Even if the framework still needs some tweaking, looking at motherhood as a relationship could shift the dialog in the right direction. Unlike jobs, relationships aren’t results oriented— they’re process oriented; they evolve. So instead of looking at child-rearing as a project and children as blank slates on which mothers inscribe the lines of success or failure, we can begin to consider the ways children are active participants in their own upbringing.

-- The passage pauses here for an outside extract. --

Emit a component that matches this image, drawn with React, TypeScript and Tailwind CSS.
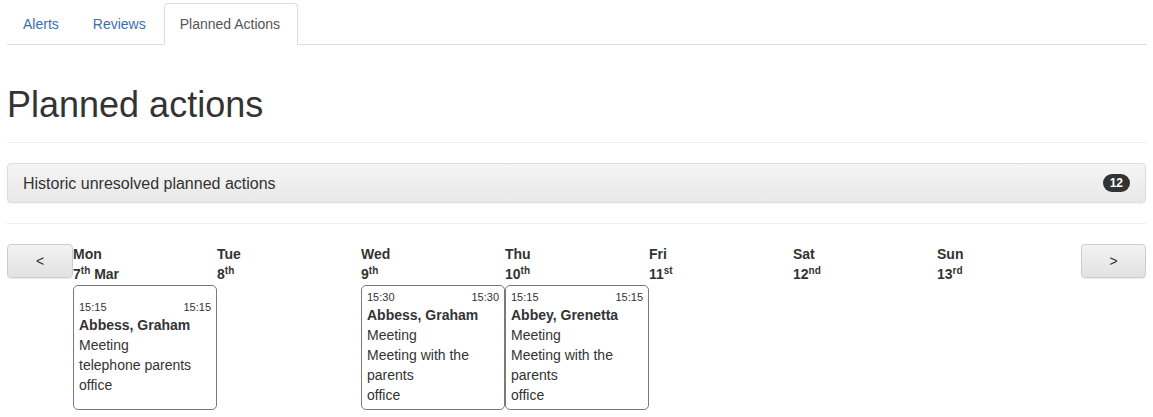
import React from "react";

type Action = { start: string; end: string; name: string; lines: string[] };

const days: { d: string; n: string; s: string; extra?: string; action?: Action }[] = [
  { d: "Mon", n: "7", s: "th", extra: " Mar", action: { start: "15:15", end: "15:15", name: "Abbess, Graham", lines: ["Meeting", "telephone parents", "office"] } },
  { d: "Tue", n: "8", s: "th" },
  { d: "Wed", n: "9", s: "th", action: { start: "15:30", end: "15:30", name: "Abbess, Graham", lines: ["Meeting", "Meeting with the", "parents", "office"] } },
  { d: "Thu", n: "10", s: "th", action: { start: "15:15", end: "15:15", name: "Abbey, Grenetta", lines: ["Meeting", "Meeting with the", "parents", "office"] } },
  { d: "Fri", n: "11", s: "st" },
  { d: "Sat", n: "12", s: "nd" },
  { d: "Sun", n: "13", s: "rd" },
];

const colStart = ["col-start-2", "col-start-3", "col-start-4", "col-start-5", "col-start-6", "col-start-7", "col-start-8"];

export default function App() {
  return (
    <div
      className="w-[1153px] h-[417px] overflow-hidden bg-white px-[7px] text-[14px] leading-[20px] text-[#333]"
      style={{ fontFamily: '"Liberation Sans", Arial, Helvetica, sans-serif' }}
    >
      {/* Tabs */}
      <ul className="mt-[3px] flex border-b border-[#ddd]">
        <li className="-mb-px mr-[2px]">
          <a className="block px-[15px] py-[10px] border border-transparent rounded-t-[4px] text-[#3a72a8]">Alerts</a>
        </li>
        <li className="-mb-px mr-[2px]">
          <a className="block px-[15px] py-[10px] border border-transparent rounded-t-[4px] text-[#3a72a8]">Reviews</a>
        </li>
        <li className="-mb-px mr-[2px]">
          <a className="block w-[134px] px-[15px] py-[10px] border border-[#ddd] border-b-white bg-white rounded-t-[4px] text-[#555]">Planned Actions</a>
        </li>
      </ul>

      {/* Page header */}
      <div className="mt-[40px] pb-[8px] border-b border-[#eee]">
        <h1 className="text-[36px] leading-[39px] font-normal mb-[10px] text-[#333]">Planned actions</h1>
      </div>

      {/* Panel */}
      <div className="mt-[20px] border border-[#ddd] rounded-[4px] bg-gradient-to-b from-[#f5f5f5] to-[#e8e8e8] shadow-[0_1px_2px_rgba(0,0,0,0.05)]">
        <div className="flex items-center justify-between px-[15px] py-[10px]">
          <span className="text-[16px] leading-[17px]">Historic unresolved planned actions</span>
          <span className="bg-[#333] text-white text-[12px] font-bold leading-[12px] px-[7px] py-[3px] rounded-[10px]">12</span>
        </div>
      </div>

      <hr className="mt-[20px] border-0 border-t border-[#eee]" />

      {/* Calendar */}
      <div className="mt-[20px] grid grid-cols-[66px_repeat(7,144px)_1fr] grid-rows-[auto_auto]">
        <div className="col-start-1 row-start-1 self-start">
          <button className="w-full h-[34px] border border-[#ccc] rounded-[4px] bg-gradient-to-b from-[#f3f3f3] to-[#e2e2e2] text-[#333] text-[14px] shadow-[inset_0_1px_0_rgba(255,255,255,0.15),0_1px_1px_rgba(0,0,0,0.075)]">
            &lt;
          </button>
        </div>
        {days.map((day, i) => (
          <div key={day.d} className={`${colStart[i]} row-start-1 font-bold pb-px`}>
            <div>{day.d}</div>
            <div>
              {day.n}
              <sup className="text-[10px] font-bold">{day.s}</sup>
              {day.extra}
            </div>
          </div>
        ))}
        <div className="col-start-9 row-start-1 self-start">
          <button className="w-full h-[34px] border border-[#ccc] rounded-[4px] bg-gradient-to-b from-[#f3f3f3] to-[#e2e2e2] text-[#333] text-[14px] shadow-[inset_0_1px_0_rgba(255,255,255,0.15),0_1px_1px_rgba(0,0,0,0.075)]">
            &gt;
          </button>
        </div>
        {days.map((day, i) =>
          day.action ? (
            <div
              key={day.d + "c"}
              className={`${colStart[i]} row-start-2 flex flex-col justify-center border border-[#7a7a7a] rounded-[5px] px-[5px] pt-[3px] pb-[4px]`}
            >
              <div className="flex justify-between text-[11px] leading-[16px]">
                <span>{day.action.start}</span>
                <span>{day.action.end}</span>
              </div>
              <div className="font-bold">{day.action.name}</div>
              {day.action.lines.map((l, j) => (
                <div key={j}>{l}</div>
              ))}
            </div>
          ) : null
        )}
      </div>
    </div>
  );
}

Also, it’s safe to assume all relationships are unique, since every relationship encompasses all the unique qualities and personal histories each individual brings into the mix— in other words, it’s unrealistic to suggest that all caring mothers should and do feel exactly the same way about the same things, even though they all share the experience of being in relationship with children.

But what I find most attractive about this idea of motherhood-as-relationship is the opportunity to bring our maternal experience back to a personal scale, and to acknowledge that healthy relationships, including the relationship between a mother and her child, are fluid enough to contain a full range of human feeling— from the most profound love to the deepest ambivalence. So rather than romanticizing motherhood or reducing it to an outcome-oriented project, we might be able to speak more freely about how emotionally complicated and variable this whole business of mothering truly is.

So rather than falling back on the old script that venerates mothers as protectors of children and the stewards of the caring world, we might open up a world of possibility by starting to describe motherhood as one of the most intense, important, and complicated relationships in the world— for both mothers and children. Even if becoming a mother doesn’t align women with a uniform sense of purpose and passion, perhaps the relational reality of motherhood offers us an unparalleled opportunity to know how it feels to be vulnerable, fallible, and utterly human. And as Cecelie Berry, editor of Rise Up Singing: Black Women Writers on Motherhood remarks, “if confronting the stuff of humanity doesn’t bring us together, then, frankly, nothing will.”